Senator Jennifer Beck, a member of the Senate Budget & Appropriations Committee, said that a highly political school funding reform plan announced by Senate President Stephen Sweeney and Assembly Speaker Vincent Prieto misses the mark when it comes to providing property tax relief.

Sen. Jennifer Beck said that a highly political school funding reform plan announced by the Senate President and Assembly Speaker misses the mark when it comes to providing property tax relief. (Wikimedia Commons)

“I warned that we were likely to see a political school funding plan from Democrats since it’s an election year, and that’s exactly what they announced,” said Beck. “Their plan largely hurts Republican districts to help Democrats, and doesn’t provide the comprehensive school funding reform that New Jersey deserves.”

According to data provided by the Senate President and Assembly Speaker, school districts represented by Democrats in the Legislature would see a total net aid increase of more than $103 million. School districts represented by Republicans would see a total net increase of just $6 million, with many individual districts losing aid.

“Let’s not pretend that this plan is intended to be fair or focused on improving education for all students statewide,” said Beck. “It’s an election year gimmick.”

Beck said that the Democrats’ plan would impact budgets for the upcoming school year, forcing school districts to reopen budgets to account for funding losses.

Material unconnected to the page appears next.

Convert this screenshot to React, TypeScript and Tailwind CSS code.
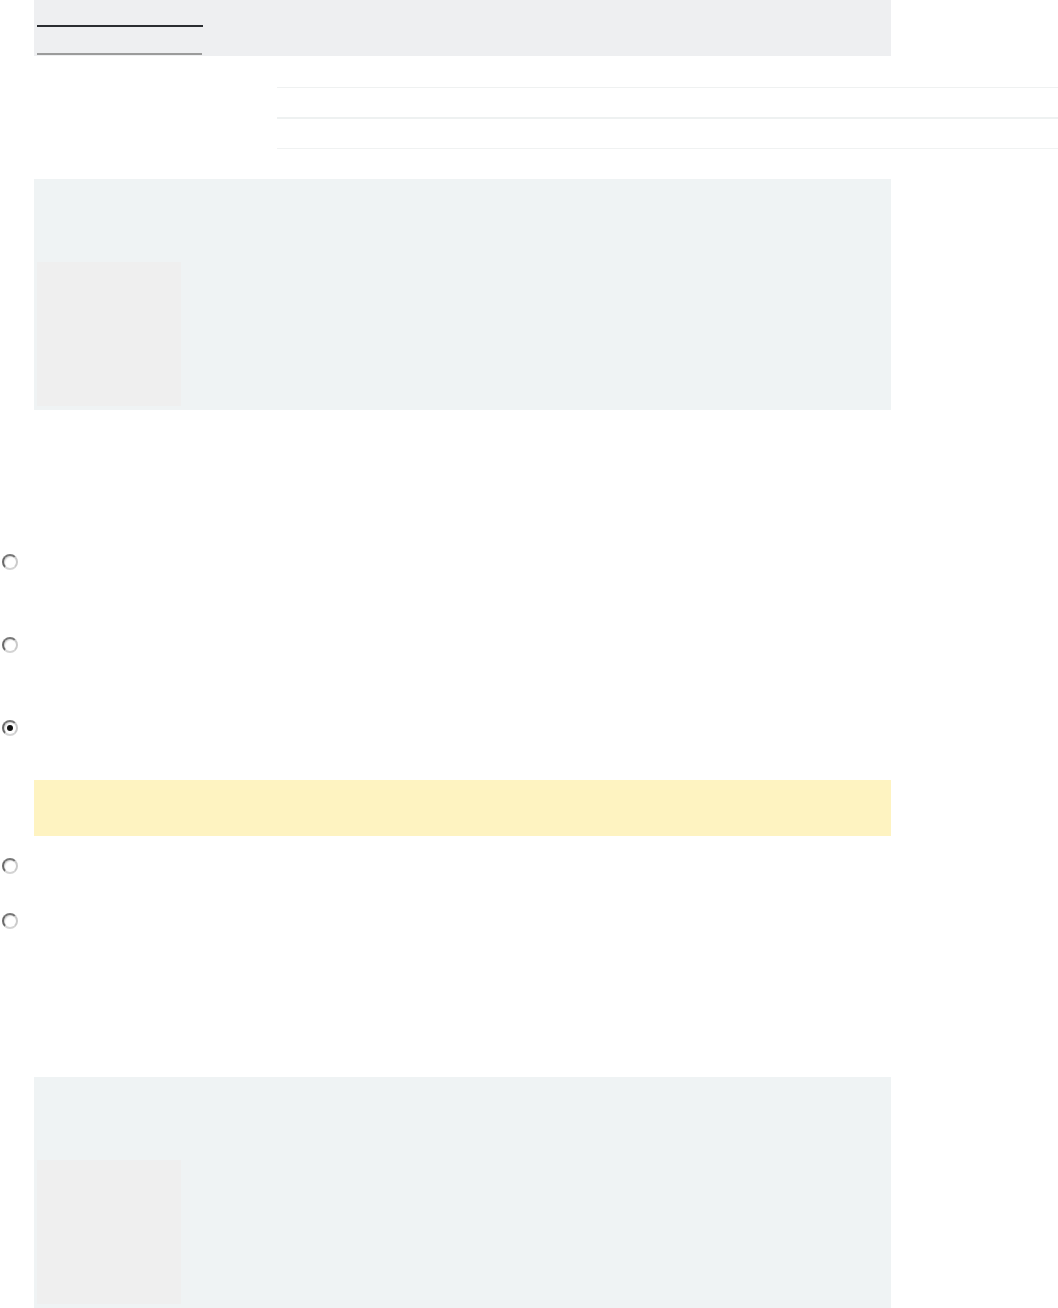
import React from 'react';

function Radio({ checked = false }: { checked?: boolean }) {
  return (
    <span className="flex h-[16px] w-[16px] items-center justify-center rounded-full border-2 border-t-[#777] border-l-[#6a6a6a] border-r-[#cacaca] border-b-[#d4d4d4] bg-white shadow-[inset_1px_1px_1px_rgba(0,0,0,0.15)]">
      {checked && <span className="h-[6px] w-[6px] rounded-full bg-[#111]" />}
    </span>
  );
}

function MediaBox() {
  return (
    <div className="ml-[34px] flex h-[231px] w-[857px] flex-col justify-end bg-[#eff3f4] pb-[4px] pl-[3px]">
      <div className="h-[144px] w-[144px] bg-[#efefef]" />
    </div>
  );
}

export default function App() {
  return (
    <div className="min-h-[1308px] w-[1058px] overflow-hidden bg-white" style={{ fontFamily: '"Liberation Sans", Arial, sans-serif' }}>
      {/* header tabs */}
      <div className="ml-[34px] h-[56px] w-[857px] bg-[#eeeff1] pl-[3px] pt-[25px]">
        <div className="h-[2px] w-[166px] bg-[#2a2d31]" />
        <div className="mt-[26px] h-[2px] w-[165px] bg-[#9b9b9b]" />
      </div>

      {/* divider rows */}
      <div className="ml-[277px] pt-[31px]">
        <div className="h-px bg-[#eff1f1]" />
        <div className="mt-[29px] h-[2px] bg-[#eef1f1]" />
        <div className="mt-[29px] h-px bg-[#f0f2f2]" />
      </div>

      <div className="mt-[30px]">
        <MediaBox />
      </div>

      {/* options */}
      <div className="ml-[2px] mt-[144px] flex flex-col">
        <Radio />
        <div className="mt-[67px]">
          <Radio />
        </div>
        <div className="mt-[67px]">
          <Radio checked />
        </div>
      </div>

      <div className="ml-[34px] mt-[44px] h-[56px] w-[857px] bg-[#fef3c1]" />

      <div className="ml-[2px] mt-[22px] flex flex-col">
        <Radio />
        <div className="mt-[39px]">
          <Radio />
        </div>
      </div>

      <div className="mt-[148px]">
        <MediaBox />
      </div>
    </div>
  );
}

Changes to state school aid in the 11th Legislative District under the Sweeney/Prieto plan.

“I don’t know how you tell school districts that have already adopted budgets to cut millions and lay off teachers who have already signed contracts,” said Beck. “The Democrats who control the Legislature really mismanaged this entire reform effort.”

While Beck applauded increasing support for massively underfunded districts like Red Bank and Freehold Borough, she said the Sweeney/Prieto plan wouldn’t help most of the 421 school districts that overtax residents locally through property taxes to account for years of insufficient state aid.

“After years of fighting on their behalf, I’m happy to see that the needs of our most underfunded districts have finally been recognized,” said Beck. “I’m disappointed, however, that so many other distressed property taxpayers have been left out in the cold. All of our students and property taxpayers deserve a better plan.”